We recently updated our Berkshire Hathaway slide deck and have posted it at www.tilsonfunds.com/BRK.pdf. We have increased our estimate of intrinsic value to $160,000 per A share, more than 30% above today’s price, due to the enormous surge in profits from Berkshire’s operating businesses, driven by a recovering economy and the acquisition of Burlington Northern. This, plus the roughly $6 billion in stock gains in Q4 and reversal of mark-to-market derivatives losses from earlier quarters will, we believe, result in an exceptionally strong Q4 earnings report later this month.

St. Joe Company

In light of St. Joe’s big move up, we have revisited our analysis of the company and we still believe that it’s 3-4x overvalued. St. Joe is most emphatically not an open-ended growth situation (though the stock has been acting like it recently). To the contrary, the company is burning cash and time is working against it.

To give you an idea of how disconnected from reality its shares are, when the company disclosed in early January that the SEC “is conducting an informal inquiry into St. Joe’s policies and practices concerning impairment of investment in real estate assets,” the stock, after falling at first, finished the day up (and rose an additional 17.7% over the rest of the month).

If you wish to learn more about the company and the bearish case for the stock, we suggest that you read and listen to David Einhorn’s 139-slide presentation which he presented at the Value Investing Congress on October 13th.

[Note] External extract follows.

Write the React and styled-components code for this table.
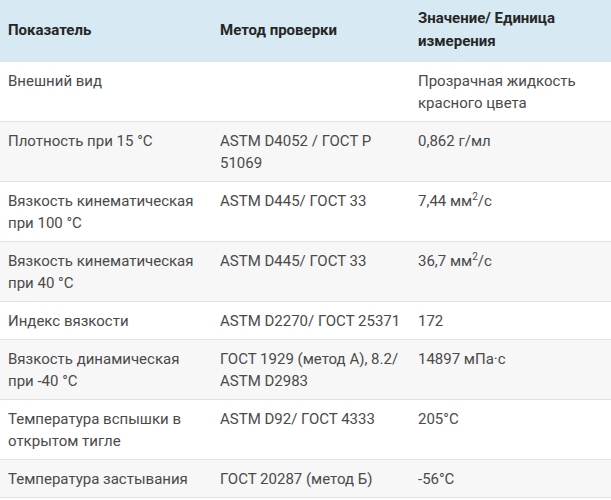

It’s an exceptional piece of analysis, and our short thesis mirrors his.


Since we first wrote to you in December about our Netflix short position, we have received quite a bit of new information including results from our survey, input from investors, and the company’s recent earnings release. We are still digesting this information, which has both bullish and bearish implications, and will write to you about our conclusions in the near future.